Referring back to FIGS. 4A and 7A-B, the top panel 40 of the remote unit 21 may also include a Mic-Line/Hi-Z (microphone-line level/high impedance) switch 73A for Channel 1, which toggles between receiving analog audio signals either from any of the line input connections 44B and the microphone input connection 45 or from the high impedance input connection 44A. Likewise, a Mic-Line/Hi-Z switch 73B for Channel 2 is provided, which toggles between receiving analog audio signals either from any of the line input connections 46B and the microphone input connection 47 or from the high impedance input connection 46A. Thus, these switches 73A and 73B, in addition to the switches 44′, 45′, 46′, and 47′ provided on the base unit 22 described above, can be used to select and mix analog signals coming from various external audio sources.
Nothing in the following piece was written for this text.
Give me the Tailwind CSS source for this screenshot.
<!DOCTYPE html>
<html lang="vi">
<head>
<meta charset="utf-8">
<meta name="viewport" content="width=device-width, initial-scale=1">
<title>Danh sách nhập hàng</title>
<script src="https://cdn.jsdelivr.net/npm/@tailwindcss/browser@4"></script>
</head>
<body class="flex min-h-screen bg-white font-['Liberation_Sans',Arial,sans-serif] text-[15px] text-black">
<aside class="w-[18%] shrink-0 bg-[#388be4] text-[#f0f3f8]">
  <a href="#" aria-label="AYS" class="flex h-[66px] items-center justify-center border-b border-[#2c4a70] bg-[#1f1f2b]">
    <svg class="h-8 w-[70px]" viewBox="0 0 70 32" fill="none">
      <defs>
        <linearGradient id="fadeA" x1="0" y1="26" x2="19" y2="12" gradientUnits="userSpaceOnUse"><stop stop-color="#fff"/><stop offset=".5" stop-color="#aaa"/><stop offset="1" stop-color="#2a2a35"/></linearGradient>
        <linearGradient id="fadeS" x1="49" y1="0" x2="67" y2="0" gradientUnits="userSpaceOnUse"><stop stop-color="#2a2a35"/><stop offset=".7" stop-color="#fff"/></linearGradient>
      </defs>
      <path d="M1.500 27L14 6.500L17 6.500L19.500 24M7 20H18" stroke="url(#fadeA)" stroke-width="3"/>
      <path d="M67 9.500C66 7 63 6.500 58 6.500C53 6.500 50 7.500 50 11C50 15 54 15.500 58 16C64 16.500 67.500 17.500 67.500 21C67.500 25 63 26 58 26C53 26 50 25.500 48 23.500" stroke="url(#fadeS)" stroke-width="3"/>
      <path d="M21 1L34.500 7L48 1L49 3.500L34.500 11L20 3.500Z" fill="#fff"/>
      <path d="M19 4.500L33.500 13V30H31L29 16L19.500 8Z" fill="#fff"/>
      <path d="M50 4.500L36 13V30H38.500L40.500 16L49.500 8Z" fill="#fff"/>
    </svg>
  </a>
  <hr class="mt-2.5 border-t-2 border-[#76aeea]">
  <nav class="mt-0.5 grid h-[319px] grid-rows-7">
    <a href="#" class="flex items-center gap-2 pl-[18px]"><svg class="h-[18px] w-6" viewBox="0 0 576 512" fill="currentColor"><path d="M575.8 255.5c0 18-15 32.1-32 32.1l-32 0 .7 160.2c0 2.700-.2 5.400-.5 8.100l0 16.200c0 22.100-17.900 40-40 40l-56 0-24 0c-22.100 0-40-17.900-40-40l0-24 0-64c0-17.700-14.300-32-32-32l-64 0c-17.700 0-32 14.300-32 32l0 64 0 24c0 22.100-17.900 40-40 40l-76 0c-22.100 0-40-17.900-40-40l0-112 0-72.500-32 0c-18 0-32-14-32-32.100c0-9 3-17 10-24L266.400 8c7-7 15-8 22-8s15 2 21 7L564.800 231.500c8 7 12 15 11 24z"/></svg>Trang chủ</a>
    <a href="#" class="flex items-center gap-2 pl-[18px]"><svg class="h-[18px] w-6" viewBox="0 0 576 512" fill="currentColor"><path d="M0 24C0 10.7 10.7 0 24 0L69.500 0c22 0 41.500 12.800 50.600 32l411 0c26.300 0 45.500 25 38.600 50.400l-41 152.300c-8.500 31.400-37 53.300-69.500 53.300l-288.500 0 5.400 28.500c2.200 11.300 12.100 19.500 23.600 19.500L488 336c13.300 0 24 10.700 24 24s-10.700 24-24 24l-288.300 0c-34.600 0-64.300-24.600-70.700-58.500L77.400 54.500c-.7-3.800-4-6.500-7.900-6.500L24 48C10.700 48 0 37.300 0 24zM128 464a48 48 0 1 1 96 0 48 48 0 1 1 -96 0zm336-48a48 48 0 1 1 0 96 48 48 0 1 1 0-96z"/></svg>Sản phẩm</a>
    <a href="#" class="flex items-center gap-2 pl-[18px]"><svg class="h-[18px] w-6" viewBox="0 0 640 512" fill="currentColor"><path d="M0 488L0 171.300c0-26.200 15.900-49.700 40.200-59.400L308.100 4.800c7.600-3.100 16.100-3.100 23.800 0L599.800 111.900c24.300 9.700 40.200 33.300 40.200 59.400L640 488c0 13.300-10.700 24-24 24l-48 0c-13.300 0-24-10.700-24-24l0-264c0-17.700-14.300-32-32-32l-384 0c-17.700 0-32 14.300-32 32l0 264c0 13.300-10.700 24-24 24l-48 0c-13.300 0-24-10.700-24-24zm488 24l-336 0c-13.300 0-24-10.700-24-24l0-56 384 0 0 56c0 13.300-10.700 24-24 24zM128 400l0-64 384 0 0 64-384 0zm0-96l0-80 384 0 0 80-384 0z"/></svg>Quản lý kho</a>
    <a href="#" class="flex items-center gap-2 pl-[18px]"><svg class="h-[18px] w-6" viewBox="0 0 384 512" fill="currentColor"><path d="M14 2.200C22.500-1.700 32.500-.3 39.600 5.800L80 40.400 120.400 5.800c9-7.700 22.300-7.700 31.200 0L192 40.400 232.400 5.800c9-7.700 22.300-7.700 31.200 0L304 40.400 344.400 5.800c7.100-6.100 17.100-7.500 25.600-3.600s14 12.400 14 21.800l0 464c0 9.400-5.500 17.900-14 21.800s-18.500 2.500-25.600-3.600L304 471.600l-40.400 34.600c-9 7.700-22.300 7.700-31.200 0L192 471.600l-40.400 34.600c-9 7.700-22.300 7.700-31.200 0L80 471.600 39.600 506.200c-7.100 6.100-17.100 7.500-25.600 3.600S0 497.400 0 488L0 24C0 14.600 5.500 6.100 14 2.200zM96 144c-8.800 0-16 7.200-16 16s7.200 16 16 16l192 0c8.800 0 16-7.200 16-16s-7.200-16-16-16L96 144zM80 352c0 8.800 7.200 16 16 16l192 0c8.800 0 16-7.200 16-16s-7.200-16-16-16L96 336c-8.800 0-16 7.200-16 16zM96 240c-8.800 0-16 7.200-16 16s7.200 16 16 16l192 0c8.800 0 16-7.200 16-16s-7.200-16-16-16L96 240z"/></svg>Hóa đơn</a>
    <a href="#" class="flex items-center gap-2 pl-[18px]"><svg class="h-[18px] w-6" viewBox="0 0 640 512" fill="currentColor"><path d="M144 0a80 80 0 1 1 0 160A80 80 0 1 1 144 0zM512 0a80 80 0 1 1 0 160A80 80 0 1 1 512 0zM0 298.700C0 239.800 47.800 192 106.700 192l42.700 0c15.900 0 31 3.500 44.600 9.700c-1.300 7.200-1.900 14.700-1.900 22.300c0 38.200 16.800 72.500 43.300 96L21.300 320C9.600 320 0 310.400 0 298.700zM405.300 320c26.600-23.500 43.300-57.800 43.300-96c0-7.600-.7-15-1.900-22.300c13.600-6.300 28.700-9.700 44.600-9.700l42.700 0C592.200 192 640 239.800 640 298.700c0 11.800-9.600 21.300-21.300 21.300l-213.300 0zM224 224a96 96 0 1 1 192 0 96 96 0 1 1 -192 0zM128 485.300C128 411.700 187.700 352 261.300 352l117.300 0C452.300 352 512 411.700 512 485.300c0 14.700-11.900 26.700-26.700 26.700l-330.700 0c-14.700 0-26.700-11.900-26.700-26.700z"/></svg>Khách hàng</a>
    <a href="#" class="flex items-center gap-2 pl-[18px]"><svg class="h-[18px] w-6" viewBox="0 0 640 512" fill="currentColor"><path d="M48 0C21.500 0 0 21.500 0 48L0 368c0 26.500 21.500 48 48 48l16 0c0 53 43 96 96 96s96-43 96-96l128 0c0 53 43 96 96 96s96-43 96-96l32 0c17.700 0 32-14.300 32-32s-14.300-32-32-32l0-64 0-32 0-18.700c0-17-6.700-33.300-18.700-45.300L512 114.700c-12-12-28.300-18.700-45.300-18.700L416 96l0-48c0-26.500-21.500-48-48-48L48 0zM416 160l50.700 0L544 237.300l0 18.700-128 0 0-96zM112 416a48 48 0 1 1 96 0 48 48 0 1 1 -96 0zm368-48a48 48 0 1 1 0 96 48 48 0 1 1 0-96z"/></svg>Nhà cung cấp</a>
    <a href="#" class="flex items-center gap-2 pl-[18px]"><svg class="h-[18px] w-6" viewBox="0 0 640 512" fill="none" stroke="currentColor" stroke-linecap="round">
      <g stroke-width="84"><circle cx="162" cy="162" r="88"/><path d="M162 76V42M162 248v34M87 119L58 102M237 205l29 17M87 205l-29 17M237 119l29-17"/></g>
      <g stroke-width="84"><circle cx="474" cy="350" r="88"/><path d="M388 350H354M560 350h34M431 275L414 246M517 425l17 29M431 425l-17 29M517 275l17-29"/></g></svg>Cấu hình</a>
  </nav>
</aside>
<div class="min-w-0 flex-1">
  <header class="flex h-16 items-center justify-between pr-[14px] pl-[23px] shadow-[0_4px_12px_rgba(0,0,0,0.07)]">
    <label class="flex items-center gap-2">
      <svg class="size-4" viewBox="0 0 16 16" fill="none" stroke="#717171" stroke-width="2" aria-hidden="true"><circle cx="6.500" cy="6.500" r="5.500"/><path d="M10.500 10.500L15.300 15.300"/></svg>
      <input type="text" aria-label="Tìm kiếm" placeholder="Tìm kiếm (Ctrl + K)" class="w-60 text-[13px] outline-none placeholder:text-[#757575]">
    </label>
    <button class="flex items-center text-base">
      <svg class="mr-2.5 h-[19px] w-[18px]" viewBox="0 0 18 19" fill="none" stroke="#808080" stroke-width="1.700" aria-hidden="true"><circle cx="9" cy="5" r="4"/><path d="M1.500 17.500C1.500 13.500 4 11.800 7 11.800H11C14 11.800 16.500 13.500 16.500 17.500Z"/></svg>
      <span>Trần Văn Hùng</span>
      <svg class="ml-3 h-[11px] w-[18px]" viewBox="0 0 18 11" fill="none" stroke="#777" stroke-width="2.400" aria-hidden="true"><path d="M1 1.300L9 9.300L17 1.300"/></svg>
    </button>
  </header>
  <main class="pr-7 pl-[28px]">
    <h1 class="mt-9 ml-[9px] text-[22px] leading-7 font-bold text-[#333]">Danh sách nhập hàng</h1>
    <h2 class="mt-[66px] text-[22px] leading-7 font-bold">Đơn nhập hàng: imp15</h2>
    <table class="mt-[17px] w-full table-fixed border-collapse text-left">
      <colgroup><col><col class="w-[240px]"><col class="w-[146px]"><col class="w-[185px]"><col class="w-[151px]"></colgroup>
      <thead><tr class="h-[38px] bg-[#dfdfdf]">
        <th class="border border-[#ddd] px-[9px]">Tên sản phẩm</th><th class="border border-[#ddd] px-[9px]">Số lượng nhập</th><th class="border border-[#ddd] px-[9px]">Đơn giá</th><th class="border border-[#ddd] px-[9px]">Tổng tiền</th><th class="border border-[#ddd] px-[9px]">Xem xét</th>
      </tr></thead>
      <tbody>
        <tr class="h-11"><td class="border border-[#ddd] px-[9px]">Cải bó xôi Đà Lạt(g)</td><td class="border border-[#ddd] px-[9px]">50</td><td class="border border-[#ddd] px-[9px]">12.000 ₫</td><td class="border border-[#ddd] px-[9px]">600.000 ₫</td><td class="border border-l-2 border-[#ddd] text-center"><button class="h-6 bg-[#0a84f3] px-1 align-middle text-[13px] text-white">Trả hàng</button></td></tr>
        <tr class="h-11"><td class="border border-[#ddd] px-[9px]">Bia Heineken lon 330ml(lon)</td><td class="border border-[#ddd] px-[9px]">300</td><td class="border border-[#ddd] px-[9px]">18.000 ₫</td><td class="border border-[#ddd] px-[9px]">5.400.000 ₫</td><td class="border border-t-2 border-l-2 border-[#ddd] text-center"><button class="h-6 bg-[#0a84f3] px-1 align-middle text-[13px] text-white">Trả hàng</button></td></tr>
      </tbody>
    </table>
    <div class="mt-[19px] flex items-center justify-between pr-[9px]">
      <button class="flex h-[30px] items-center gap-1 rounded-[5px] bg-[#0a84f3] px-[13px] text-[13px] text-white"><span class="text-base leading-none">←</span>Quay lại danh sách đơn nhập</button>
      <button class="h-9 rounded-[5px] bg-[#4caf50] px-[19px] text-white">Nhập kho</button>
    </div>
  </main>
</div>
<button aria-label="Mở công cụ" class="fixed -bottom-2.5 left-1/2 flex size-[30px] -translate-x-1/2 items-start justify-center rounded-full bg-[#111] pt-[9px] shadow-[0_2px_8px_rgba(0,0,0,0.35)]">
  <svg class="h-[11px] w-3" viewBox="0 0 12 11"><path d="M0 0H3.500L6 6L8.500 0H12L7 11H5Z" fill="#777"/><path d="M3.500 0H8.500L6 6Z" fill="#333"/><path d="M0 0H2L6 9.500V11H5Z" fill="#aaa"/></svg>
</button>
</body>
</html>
The top panel 40 of the remote unit 21 may further include a pair of preamplifier gain control knobs 74A and 74B for controlling the gain of analog audio signals coming from Channel 1 (including the input connections 44 and 45) and Channel 2 (including the input connections 46 and 47) of the base unit 22, respectively. The gain-controllable preamplifiers 74A and 74B in the remote unit 21 (see FIG. 7A) permit a user to control analog input levels in the remote unit 21 and hence the digital output levels from the remote unit 21.
Finally, the top panel 40 of the remote unit 21 may include level meters 75A and 75B (after the analog-to-digital converters, or ADC's 37, in FIG. 7A). The level meters 75A and 75B indicate digital levels of Channels 1 and 2, respectively, for example in terms of dBFS (Decibel Below Full Scale). In the illustrated embodiment, the level meters 75 meter digital signals in four dBFS levels: 0, −10, −20, and −40 dBFS.
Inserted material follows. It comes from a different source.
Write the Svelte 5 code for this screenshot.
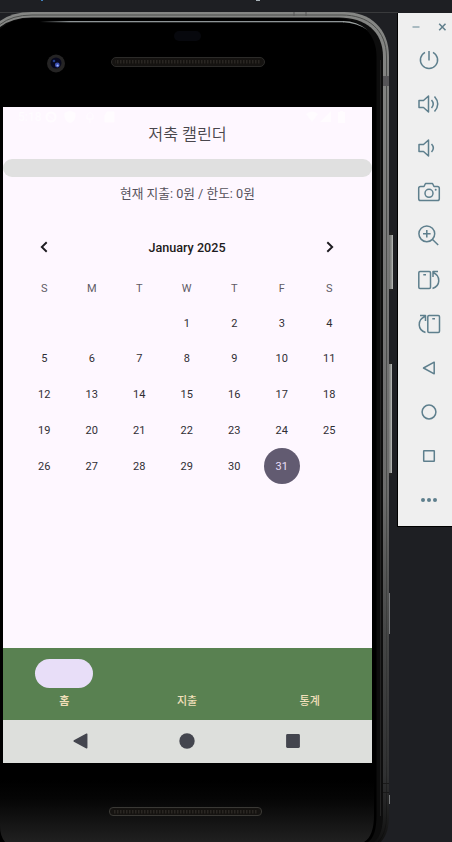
<script>
  const weekdays = ['S', 'M', 'T', 'W', 'T', 'F', 'S'];
  const days = [...Array(3).fill(null), ...Array.from({ length: 31 }, (_, i) => i + 1)];
  const selected = 31;
  const tabs = ['홈', '지출', '통계'];
  const tools = ['power', 'volup', 'voldown', 'camera', 'zoom', 'rotl', 'rotr', 'back', 'home', 'overview', 'more'];
</script>

<div class="desk">
  <svg class="frame" width="398" height="842" viewBox="0 0 398 842" aria-hidden="true">
    <defs>
      <linearGradient id="edge" x1="0" y1="0" x2="0" y2="1">
        <stop offset="0" stop-color="#858684" />
        <stop offset="0.3" stop-color="#787878" />
        <stop offset="0.58" stop-color="#6c6c6c" />
        <stop offset="0.75" stop-color="#454646" />
        <stop offset="0.92" stop-color="#303132" />
        <stop offset="1" stop-color="#111" />
      </linearGradient>
      <linearGradient id="rim" x1="0" y1="0" x2="0" y2="1">
        <stop offset="0" stop-color="#4b4d4b" />
        <stop offset="0.6" stop-color="#4b4d4b" />
        <stop offset="0.9" stop-color="#2a2b2b" />
        <stop offset="1" stop-color="#0c0c0c" />
      </linearGradient>
      <linearGradient id="chin" x1="0" y1="0" x2="0" y2="1">
        <stop offset="0" stop-color="#000" />
        <stop offset="0.3" stop-color="#050505" />
        <stop offset="1" stop-color="#202020" />
      </linearGradient>
      <linearGradient id="glint" x1="0" y1="0" x2="1" y2="0">
        <stop offset="0" stop-color="#8e9496" stop-opacity="0" />
        <stop offset="0.1" stop-color="#8e9496" />
        <stop offset="1" stop-color="#8e9496" />
      </linearGradient>
      <linearGradient id="button" x1="0" y1="0" x2="1" y2="0">
        <stop offset="0" stop-color="#686a68" />
        <stop offset="0.7" stop-color="#969896" />
        <stop offset="1" stop-color="#c0c2c0" />
      </linearGradient>
      <pattern id="mesh" width="3" height="5" patternUnits="userSpaceOnUse">
        <rect width="3" height="5" fill="#14120f" />
        <rect width="1.5" height="3.5" fill="#292622" />
      </pattern>
    </defs>
    <path d="M0 12.5H398" stroke="#393a3c" />
    <rect x="387" y="232" width="6" height="59" rx="1" fill="#222" />
    <rect x="389" y="235" width="4" height="54" fill="url(#button)" />
    <rect x="387" y="361" width="5" height="115" rx="1" fill="#222" />
    <rect x="388" y="364" width="4" height="109" fill="url(#button)" />
    <path d="M389.5 593v41M389.5 795v9" stroke="#77797b" />
    <path d="M0 21Q12 12 32 12H344C370 12 389 28 389 57V815C389 827 387 835 381 842H0Z" fill="url(#edge)" />
    <path d="M0 24.5Q12 15 32 15H342C368 15 386.500 30 386.500 57V815C386.500 827 384 836 378 842" fill="none" stroke="url(#rim)" />
    <path d="M0 27Q12 17.500 32 17.500H339C365 17.500 383 31 383 57V815C383 828 380 837 374 842H0Z" fill="#0d0d0d" />
    <path d="M0 29Q12 18 32 18H337C362 20 376.500 34 376.500 57V815C376.500 828 374 838 368 842H0Z" fill="#000" />
    <path d="M380.500 60V816" stroke="#222" />
    <path d="M0 780H374V815C374 828 371 838 364 842H5Q0 836 0 826Z" fill="url(#chin)" />
    <rect x="40" y="21" width="304" height="1.300" fill="url(#glint)" />
    <path d="M343 21Q357 21 367.500 30Q357 23 343 22.300Z" fill="#9ba1a0" />
    <path d="M294 12v4M306 12v4" stroke="#555" />
    <rect x="383" y="76" width="6" height="10" fill="#555457" />
    <path d="M383 783.500h6M383 792.500h6" stroke="#191919" />
    <rect x="174" y="31" width="27" height="10" rx="5" fill="#07080d" />
    <circle cx="56" cy="63.500" r="9" fill="#252424" />
    <circle cx="56" cy="63" r="5.500" fill="#07081d" />
    <circle cx="54" cy="61" r="1.300" fill="#213c89" />
    <circle cx="57.300" cy="65" r="2.400" fill="#3c50b4" />
    <circle cx="57.600" cy="65.500" r="1.100" fill="#a7bdff" />
    <rect x="111.500" y="57.500" width="153" height="9" rx="4.500" fill="#151311" stroke="#2c2b29" />
    <rect x="115" y="60" width="146" height="4" fill="url(#mesh)" />
    <rect x="109.500" y="807.500" width="152" height="8" rx="3.500" fill="#151311" stroke="#3a3935" />
    <rect x="113" y="809" width="145" height="5" fill="url(#mesh)" />
    <rect x="41" y="0" width="2" height="1" fill="#4382bd" />
    <rect x="256" y="0" width="4" height="1" fill="#a8b2b8" />
  </svg>

  <main class="screen">
    <div class="status">
      <span>5:18</span>
      <svg width="76" height="14" viewBox="0 0 76 14" fill="none" stroke="#fffcff">
        <circle cx="9" cy="7" r="4.500" stroke-width="2" /><path d="M5 4l8 7" />
        <path d="M23 3l5-2 5 2v4q0 4-5 6q-5-2-5-6z" fill="#fffcff" />
        <path d="M45 5q3-5 6 0v4h-6zM48 9v4" />
        <path d="M65 2h7v10h-9v-7z" fill="#fffcff" />
      </svg>
      <svg class="signal" width="42" height="14" viewBox="0 0 42 14" fill="#fffcff">
        <path d="M1 4q6-5 12 0l-6 8zM15 12L26 1v11zM33 2h2v-1h3v1h2v11h-7z" />
      </svg>
    </div>
    <h1>저축 캘린더</h1>
    <div class="progress"></div>
    <p class="summary">현재 지출: 0원 / 한도: 0원</p>

    <section class="calendar">
      <header>
        <svg width="16" height="16" viewBox="0 0 16 16"><path d="M10.700 3.200L5.800 8l4.900 4.800" /></svg>
        <span>January 2025</span>
        <svg width="16" height="16" viewBox="0 0 16 16"><path d="M5.300 3.200L10.200 8l-4.900 4.800" /></svg>
      </header>
      <div class="week">
        {#each weekdays as d}<span>{d}</span>{/each}
      </div>
      <div class="days">
        {#each days as day}
          <span class:selected={day === selected}>{day ?? ''}</span>
        {/each}
      </div>
    </section>

    <nav class="tabs">
      {#each tabs as tab, i}
        <div class="tab">
          <i class:active={i === 0}></i>
          <span class:bold={i === 0}>{tab}</span>
        </div>
      {/each}
    </nav>
    <div class="system">
      <svg width="18" height="18" viewBox="0 0 18 18"><path d="M2.200 9L14.700 2.200V15.800Z" stroke="#43454e" stroke-width="1.500" stroke-linejoin="round" /></svg>
      <svg width="18" height="18" viewBox="0 0 18 18"><circle cx="9" cy="9" r="7.700" /></svg>
      <svg width="18" height="18" viewBox="0 0 18 18"><rect x="2.100" y="2.100" width="13.800" height="13.800" rx="1.300" /></svg>
    </div>
  </main>

  <aside>
    <div class="window">
      <svg width="36" height="12" viewBox="0 0 36 12">
        <path d="M0.500 6h7" stroke="#92a9b2" stroke-width="1.500" />
        <path d="M27.200 2.700l6.300 6.600M33.500 2.700l-6.300 6.600" stroke="#607f8c" stroke-width="1.500" />
      </svg>
    </div>
    {#each tools as tool}
      <div class="tool">
        <svg width="24" height="24" viewBox="0 0 24 24">
          {#if tool === 'power'}
            <path d="M12 3v9.500M8 4.300a8.600 8.600 0 1 0 8 0" />
          {:else if tool === 'volup'}
            <path d="M2 8.500h4.500l5-4.500v16l-5-4.500H2zM14.500 8q3.500 4 0 8M17.500 4.500q6.500 7.500 0 15" />
          {:else if tool === 'voldown'}
            <path d="M2 8.500h4.500l5-4.500v16l-5-4.500H2zM14.500 8q3.700 4 0 8" />
          {:else if tool === 'camera'}
            <path d="M7 6.500L8.500 3.500h7L17 6.500h3.500q1.800 0 1.800 1.800v10.400q0 1.800-1.800 1.800h-17q-1.800 0-1.800-1.800V8.300q0-1.800 1.800-1.800z" />
            <circle cx="12" cy="13.300" r="4" /><circle class="fill" cx="18.700" cy="9.800" r="1" />
          {:else if tool === 'zoom'}
            <circle cx="9.800" cy="9.800" r="7.900" /><path d="M15.500 15.500l5.700 5.500M9.800 6v7.600M6 9.800h7.600" />
          {:else if tool === 'rotl'}
            <rect x="1.800" y="3.500" width="11.700" height="17" rx="1.200" />
            <path d="M6.300 6.800h2.700M15.500 20.500c8-2.500 8.500-12.500.7-16M21 3.600h-5v5.500" />
          {:else if tool === 'rotr'}
            <rect x="10.800" y="3.500" width="11.700" height="17" rx="1.200" />
            <path d="M15.300 6.800h2.700M8.500 20.500c-8-2.500-8.500-12.500-.7-16M3 3.600h5.500v5.500" />
          {:else if tool === 'back'}
            <path d="M6.500 12L17.200 6.200v11.600z" />
          {:else if tool === 'home'}
            <circle cx="12" cy="12" r="6.900" />
          {:else if tool === 'overview'}
            <rect x="6.700" y="6.700" width="10.600" height="10.600" rx=".4" />
          {:else}
            <g class="fill"><circle cx="6" cy="12" r="2" /><circle cx="12" cy="12" r="2" /><circle cx="18" cy="12" r="2" /></g>
          {/if}
        </svg>
      </div>
    {/each}
  </aside>
</div>

<style>
  :global(body) { margin: 0; background: #1e1f23; }
  .desk {
    position: relative;
    display: flex;
    align-items: flex-start;
    width: 452px;
    height: 842px;
    overflow: hidden;
    background: #1e1f23;
    font-family: Roboto, 'Noto Sans CJK KR', sans-serif;
  }
  svg { display: block; flex: none; }
  .frame { position: absolute; left: 0; top: 0; }
  .screen {
    position: relative;
    display: flex;
    flex: none;
    flex-direction: column;
    width: 369px;
    height: 656px;
    margin: 107px 26px 0 3px;
    background: #fef7ff;
    color: #1d1b20;
  }
  .status {
    display: flex;
    align-items: center;
    height: 14px;
    padding: 3px 25px 0 15px;
    color: #fffcff;
    font-size: 12px;
    font-weight: 500;
  }
  .status .signal { margin-left: auto; }
  h1 {
    height: 20px;
    margin: 1px 0 0;
    font-size: 16.200px;
    line-height: 20px;
    font-weight: 350;
    text-align: center;
    color: #49464c;
    font-family: Roboto, 'Noto Sans CJK KR', sans-serif;
  }
  .progress {
    height: 18px;
    margin-top: 14px;
    border-radius: 9px;
    background: #e0e0e0;
  }
  .summary {
    height: 18px;
    margin: 8px 0 0;
    font-size: 12.700px;
    line-height: 18px;
    text-align: center;
    color: #55515b;
  }
  .calendar { padding: 24px 19px 0 17.500px; }
  header {
    display: flex;
    align-items: center;
    justify-content: space-between;
    height: 40px;
    padding: 0 15px 0 15.500px;
    font-size: 12.600px;
    font-weight: 500;
  }
  header path { fill: none; stroke: #1d1b20; stroke-width: 1.900; }
  .week, .days { display: grid; grid-template-columns: repeat(7, 1fr); justify-items: center; }
  .week { height: 20px; margin-top: 12px; font-size: 11px; line-height: 20px; color: #605c65; }
  .days { margin-top: 6px; grid-auto-rows: 35.850px; font-size: 11px; color: #302e34; }
  .days span {
    display: flex;
    align-items: center;
    justify-content: center;
    width: 36px;
    height: 36px;
    border-radius: 50%;
  }
  .days .selected { background: #625b71; color: #e8def8; }
  .tabs {
    display: flex;
    height: 72px;
    margin-top: auto;
    padding-right: 1px;
    background: #598151;
  }
  .tab { flex: 1; display: flex; flex-direction: column; align-items: center; padding-top: 11px; }
  .tab i { width: 58px; height: 29px; border-radius: 15px; }
  .tab .active { background: #e8def8; }
  .tab span { margin-top: 5px; font-size: 11px; line-height: 18px; font-weight: 500; color: #f0dfba; }
  .tab .bold { font-weight: 700; }
  .system {
    display: flex;
    align-items: center;
    justify-content: space-between;
    box-sizing: border-box;
    height: 43.500px;
    padding: 0 70px 1px 69px;
    background: #dddfdc;
    fill: #43454e;
  }
  aside {
    box-sizing: border-box;
    flex: none;
    width: 55px;
    height: 514px;
    margin-top: 13px;
    border-left: 1px solid #000;
    border-bottom: 1px solid #000;
    background: #efefef;
  }
  .screen + aside { margin-left: -1px; }
  .window { display: flex; align-items: center; height: 25px; padding: 2px 0 0 14px; box-sizing: border-box; }
  .window svg { overflow: visible; }
  .tool { display: flex; height: 44px; align-items: center; padding-left: 18.500px; }
  .tool svg { fill: none; stroke: #5e7f8d; stroke-width: 1.500; stroke-linejoin: round; }
  .tool .fill { fill: #5e7f8d; stroke: none; }
</style>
Referring specifically to FIGS. 7A and 7B, in one example, the digital interface circuitry 36 (shown twice in both FIGS. 7A and 7B) may be provided in the form of FireWire circuitry, such as OXFW970 FireWire controller chip including 18 channel out and 2 channel in, available from Oxford Semiconductor. The analog-to-digital converters (ADC's) 37 and the digital-to-analog converters (DAC's) 38 as included in the remote unit 21 may be provided in the form of AK4528 or equivalent, available from AKM Semiconductor or other mixed-signal semiconductor company, which contains 2 ADCs (37) and 2 DACs (38). The digital-to-analog converters (DAC's) 33 in the base unit 22 may be provided in the form of AK4358 or equivalent, also available from AKM Semiconductor or other mixed-signal semiconductor company.
Referring additionally to FIG. 6B, the functionality of the remote unit 21 when it is used as a stand-alone device without the base unit 22 is described in detail. The bottom (or rear) panel 76 of the remote unit 21 includes a first set (e.g., Channel 1) of input connections, including a high impedance and line input connection 77A and a microphone input connection 78A (with XLR phantom power adapter). The bottom (or rear) panel 76 of the remote unit 21 also includes a second set (e.g., Channel 2) of input connections, including a high impedance and line input connection 77B and a microphone input connection 78B (with XLR phantom power adapter). When the docking status between the remote unit 21 and the base unit 22 is not detected (e.g., based on the use of a multi-pin connector 23), the digital interface circuitry 36 receives analog audio signals from the first and second sets of input connections 77A, 78A, 77B, and 78B of the remote unit 21 via the Mic-Line/Hi-Z switches 73A and 73B and the gain controllable preamplifiers 74A and 74B, as opposed to from the base unit 22. The bottom (or rear) panel 76 of the remote unit 21 includes a digital interface port 79, such as a FireWire port, and a power connector 80. The digital interface port 79 is used to couple the remote unit 21 directly to a digital computing device 10 when the remote unit 21 is used without the base unit 22.
It should be understood that the configuration and arrangement of the digital recording interface device 20 as depicted in FIGS. 4A-6B and the corresponding circuitry as depicted in FIGS. 7A and 7B represent one example of an embodiment of the present invention. Various modifications to the depicted embodiment are possible, as will be apparent to one skilled in the art. For example, the number and types of inputs and outputs provided in the remote unit 21 and/or the base unit 22 may change depending on a particular application. As a specific example, the remote unit 21 and/or the base unit 22 may be configured to receive not only analog audio signals but also digital signals from external sources, such as from digital audio devices and digital musical instruments, if such functionality is desired. It should also be understood that a digital recording interface device and its circuitry formed in accordance with the present invention may include additional components, devices, and elements, which are not explicitly depicted in FIGS. 4A-7 for the purpose of brevity and clarity only. It should further be understood that transmission of audio signal and/or control information between the remote unit 21 and the base unit 22 may be based on various data/control transmission technologies and protocols, such as a radio frequency signal-based technology, optical technology, infrared-based technology, and inductive technology.
According to various exemplary embodiments, the present invention also offers a remote unit for use in a digital recording interface device as described above, and a base unit for use in a digital recording interface device as described above.
While the preferred embodiments of the invention have been illustrated and described, it will be appreciated that various changes can be made therein without departing from the spirit and scope of the invention.